What you will do >>
All lines below must be repeated exactly, with the pictures omitted.
### Available data
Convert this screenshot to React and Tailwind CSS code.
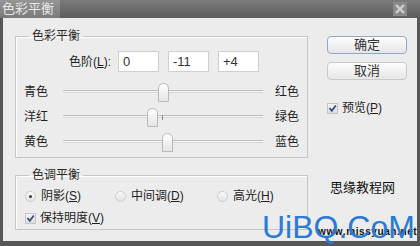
import React from "react";

const sliders = [
  { left: "青色", right: "红色", value: 0 },
  { left: "洋红", right: "绿色", value: -11 },
  { left: "黄色", right: "蓝色", value: 4 },
];

function Thumb({ value }) {
  return (
    <svg
      width="11"
      height="19"
      viewBox="0 0 11 19"
      className="absolute top-[-8px]"
      style={{ left: 100 + value - 5 }}
    >
      <defs>
        <linearGradient id="thumbg" x1="0" y1="0" x2="0" y2="1">
          <stop offset="0" stopColor="#ffffff" />
          <stop offset="1" stopColor="#e4e4e4" />
        </linearGradient>
      </defs>
      <path
        d="M0.5 18.5 V6 Q0.5 0.5 5.5 0.5 Q10.5 0.5 10.5 6 V18.5 Z"
        fill="url(#thumbg)"
        stroke="#b9b9b9"
      />
    </svg>
  );
}

function Check() {
  return (
    <span className="w-[11px] h-[11px] border border-[#c4c4c4] bg-linear-to-b from-[#f4f4f4] to-[#dedede] flex items-center justify-center">
      <svg width="9" height="9" viewBox="0 0 9 9">
        <path d="M1.5 4 L3.8 6.8 L7.8 1.5" fill="none" stroke="#2f4f86" strokeWidth="1.8" />
      </svg>
    </span>
  );
}

function Radio({ on }) {
  return (
    <span className="w-[11px] h-[11px] rounded-full border border-[#cdcdcd] bg-linear-to-b from-[#fafafa] to-[#e2e2e2] flex items-center justify-center">
      {on && <span className="w-[3px] h-[3px] rounded-full bg-[#3a3a3a]" />}
    </span>
  );
}

function Btn({ children, main }) {
  return (
    <div
      className={`w-[80px] h-[18px] rounded-[4px] border bg-linear-to-b from-[#fdfdfd] to-[#e6e6e6] flex items-center justify-center text-[13px] text-[#333] ${
        main ? "border-[#8fa9c2]" : "border-[#c9c9c9]"
      }`}
    >
      {children}
    </div>
  );
}

export default function App() {
  return (
    <div className="w-[420px] h-[246px] bg-[#575757] flex flex-col overflow-hidden relative font-['Liberation_Sans','Noto_Sans_CJK_SC',sans-serif] text-[12px] text-[#1e1e1e]">
      {/* title bar */}
      <div className="h-[18px] flex bg-linear-to-b from-[#7c7c7c] to-[#5b5b5b]">
        <div className="w-[60px] bg-linear-to-b from-[#959595] to-[#7a7a7a] text-[13px] leading-[18px] text-[#e8e8e8] pl-[2px]">
          色彩平衡
        </div>
        <div className="flex-1" />
        <svg width="14" height="14" viewBox="0 0 14 14" className="mt-[2px] mr-[13px]">
          <rect x="0" y="0" width="14" height="14" fill="#8a8a8a" />
          <path d="M3 3 L11 11 M11 3 L3 11" stroke="#cfcfcf" strokeWidth="2.4" />
        </svg>
      </div>

      {/* body */}
      <div className="flex-1 mx-[3px] mb-[5px] bg-[#ececec] flex pt-[10px] pl-[12px]">
        <div className="w-[293px] flex flex-col">
          <fieldset className="h-[130px] border border-[#c6c6c6] shadow-[inset_1px_1px_0_#fff]">
            <legend className="ml-[13px] px-[3px] text-[12px] leading-[16px] text-[#2a2a2a]">色彩平衡</legend>
            <div className="mt-[7px] flex items-center h-[21px]">
              <span className="w-[95px] text-right">
                色阶(<span className="underline">L</span>):
              </span>
              {["0", "-11", "+4"].map((v, i) => (
                <div
                  key={i}
                  className={`w-[41px] h-[21px] bg-white border border-[#cfcfcf] text-[13px] text-[#333] leading-[19px] pl-[4px] ${
                    i === 0 ? "ml-[7px]" : "ml-[9px]"
                  }`}
                >
                  {v}
                </div>
              ))}
            </div>
            <div className="mt-[7px] flex flex-col">
              {sliders.map((s) => (
                <div key={s.left} className="h-[25px] flex items-center pl-[8px]">
                  <span className="w-[39px]">{s.left}</span>
                  <div className="relative w-[200px] h-[3px] border-t border-[#bdbdbd] bg-[#f6f6f6] border-b border-b-[#d8d8d8]">
                    <span className="absolute left-[99px] top-[-1px] w-px h-[5px] bg-[#8c8c8c]" />
                    <Thumb value={s.value} />
                  </div>
                  <span className="ml-[12px]">{s.right}</span>
                </div>
              ))}
            </div>
          </fieldset>

          <fieldset className="mt-[9px] h-[63px] border border-[#c6c6c6] shadow-[inset_1px_1px_0_#fff]">
            <legend className="ml-[13px] px-[3px] text-[12px] leading-[16px] text-[#2a2a2a]">色调平衡</legend>
            <div className="mt-[2px] h-[22px] flex items-center pl-[9px]">
              <div className="w-[90px] flex items-center gap-[5px]">
                <Radio on />
                <span>
                  阴影(<span className="underline">S</span>)
                </span>
              </div>
              <div className="w-[102px] flex items-center gap-[5px]">
                <Radio />
                <span>
                  中间调(<span className="underline">D</span>)
                </span>
              </div>
              <div className="flex items-center gap-[5px]">
                <Radio />
                <span>
                  高光(<span className="underline">H</span>)
                </span>
              </div>
            </div>
            <div className="h-[22px] flex items-center pl-[9px] gap-[4px]">
              <Check />
              <span>
                保持明度(<span className="underline">V</span>)
              </span>
            </div>
          </fieldset>
        </div>

        <div className="ml-[19px] pt-[8px] w-[80px] flex flex-col">
          <Btn main>确定</Btn>
          <div className="mt-[8px]">
            <Btn>取消</Btn>
          </div>
          <div className="mt-[19px] flex items-center gap-[4px]">
            <Check />
            <span>
              预览(<span className="underline">P</span>)
            </span>
          </div>
        </div>
      </div>

      {/* watermark */}
      <div className="absolute left-[330px] top-[180px] text-[13px] leading-[16px] text-[#111]">思缘教程网</div>
      <div className="absolute left-[318px] top-[226px] text-[10px] leading-[12px] font-bold tracking-[0.6px] text-[#111]">
        www.missyuan.net
      </div>
      <div className="absolute left-[262px] top-[207px] text-[32px] leading-[40px] text-[#2b7ad3]">UiBQ.CoM</div>
    </div>
  );
}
######
Result >>
Convert this screenshot to React and Tailwind CSS code.
import React from "react";

const sliders = [
  { left: "青色", right: "红色", value: 0 },
  { left: "洋红", right: "绿色", value: -11 },
  { left: "黄色", right: "蓝色", value: 4 },
];

function Thumb({ value }) {
  return (
    <svg
      width="11"
      height="19"
      viewBox="0 0 11 19"
      className="absolute top-[-8px]"
      style={{ left: 100 + value - 5 }}
    >
      <defs>
        <linearGradient id="thumbg" x1="0" y1="0" x2="0" y2="1">
          <stop offset="0" stopColor="#ffffff" />
          <stop offset="1" stopColor="#e4e4e4" />
        </linearGradient>
      </defs>
      <path
        d="M0.5 18.5 V6 Q0.5 0.5 5.5 0.5 Q10.5 0.5 10.5 6 V18.5 Z"
        fill="url(#thumbg)"
        stroke="#b9b9b9"
      />
    </svg>
  );
}

function Check() {
  return (
    <span className="w-[11px] h-[11px] border border-[#c4c4c4] bg-linear-to-b from-[#f4f4f4] to-[#dedede] flex items-center justify-center">
      <svg width="9" height="9" viewBox="0 0 9 9">
        <path d="M1.5 4 L3.8 6.8 L7.8 1.5" fill="none" stroke="#2f4f86" strokeWidth="1.8" />
      </svg>
    </span>
  );
}

function Radio({ on }) {
  return (
    <span className="w-[11px] h-[11px] rounded-full border border-[#cdcdcd] bg-linear-to-b from-[#fafafa] to-[#e2e2e2] flex items-center justify-center">
      {on && <span className="w-[3px] h-[3px] rounded-full bg-[#3a3a3a]" />}
    </span>
  );
}

function Btn({ children, main }) {
  return (
    <div
      className={`w-[80px] h-[18px] rounded-[4px] border bg-linear-to-b from-[#fdfdfd] to-[#e6e6e6] flex items-center justify-center text-[13px] text-[#333] ${
        main ? "border-[#8fa9c2]" : "border-[#c9c9c9]"
      }`}
    >
      {children}
    </div>
  );
}

export default function App() {
  return (
    <div className="w-[420px] h-[246px] bg-[#575757] flex flex-col overflow-hidden relative font-['Liberation_Sans','Noto_Sans_CJK_SC',sans-serif] text-[12px] text-[#1e1e1e]">
      {/* title bar */}
      <div className="h-[18px] flex bg-linear-to-b from-[#7c7c7c] to-[#5b5b5b]">
        <div className="w-[60px] bg-linear-to-b from-[#959595] to-[#7a7a7a] text-[13px] leading-[18px] text-[#e8e8e8] pl-[2px]">
          色彩平衡
        </div>
        <div className="flex-1" />
        <svg width="14" height="14" viewBox="0 0 14 14" className="mt-[2px] mr-[13px]">
          <rect x="0" y="0" width="14" height="14" fill="#8a8a8a" />
          <path d="M3 3 L11 11 M11 3 L3 11" stroke="#cfcfcf" strokeWidth="2.4" />
        </svg>
      </div>

      {/* body */}
      <div className="flex-1 mx-[3px] mb-[5px] bg-[#ececec] flex pt-[10px] pl-[12px]">
        <div className="w-[293px] flex flex-col">
          <fieldset className="h-[130px] border border-[#c6c6c6] shadow-[inset_1px_1px_0_#fff]">
            <legend className="ml-[13px] px-[3px] text-[12px] leading-[16px] text-[#2a2a2a]">色彩平衡</legend>
            <div className="mt-[7px] flex items-center h-[21px]">
              <span className="w-[95px] text-right">
                色阶(<span className="underline">L</span>):
              </span>
              {["0", "-11", "+4"].map((v, i) => (
                <div
                  key={i}
                  className={`w-[41px] h-[21px] bg-white border border-[#cfcfcf] text-[13px] text-[#333] leading-[19px] pl-[4px] ${
                    i === 0 ? "ml-[7px]" : "ml-[9px]"
                  }`}
                >
                  {v}
                </div>
              ))}
            </div>
            <div className="mt-[7px] flex flex-col">
              {sliders.map((s) => (
                <div key={s.left} className="h-[25px] flex items-center pl-[8px]">
                  <span className="w-[39px]">{s.left}</span>
                  <div className="relative w-[200px] h-[3px] border-t border-[#bdbdbd] bg-[#f6f6f6] border-b border-b-[#d8d8d8]">
                    <span className="absolute left-[99px] top-[-1px] w-px h-[5px] bg-[#8c8c8c]" />
                    <Thumb value={s.value} />
                  </div>
                  <span className="ml-[12px]">{s.right}</span>
                </div>
              ))}
            </div>
          </fieldset>

          <fieldset className="mt-[9px] h-[63px] border border-[#c6c6c6] shadow-[inset_1px_1px_0_#fff]">
            <legend className="ml-[13px] px-[3px] text-[12px] leading-[16px] text-[#2a2a2a]">色调平衡</legend>
            <div className="mt-[2px] h-[22px] flex items-center pl-[9px]">
              <div className="w-[90px] flex items-center gap-[5px]">
                <Radio on />
                <span>
                  阴影(<span className="underline">S</span>)
                </span>
              </div>
              <div className="w-[102px] flex items-center gap-[5px]">
                <Radio />
                <span>
                  中间调(<span className="underline">D</span>)
                </span>
              </div>
              <div className="flex items-center gap-[5px]">
                <Radio />
                <span>
                  高光(<span className="underline">H</span>)
                </span>
              </div>
            </div>
            <div className="h-[22px] flex items-center pl-[9px] gap-[4px]">
              <Check />
              <span>
                保持明度(<span className="underline">V</span>)
              </span>
            </div>
          </fieldset>
        </div>

        <div className="ml-[19px] pt-[8px] w-[80px] flex flex-col">
          <Btn main>确定</Btn>
          <div className="mt-[8px]">
            <Btn>取消</Btn>
          </div>
          <div className="mt-[19px] flex items-center gap-[4px]">
            <Check />
            <span>
              预览(<span className="underline">P</span>)
            </span>
          </div>
        </div>
      </div>

      {/* watermark */}
      <div className="absolute left-[330px] top-[180px] text-[13px] leading-[16px] text-[#111]">思缘教程网</div>
      <div className="absolute left-[318px] top-[226px] text-[10px] leading-[12px] font-bold tracking-[0.6px] text-[#111]">
        www.missyuan.net
      </div>
      <div className="absolute left-[262px] top-[207px] text-[32px] leading-[40px] text-[#2b7ad3]">UiBQ.CoM</div>
    </div>
  );
}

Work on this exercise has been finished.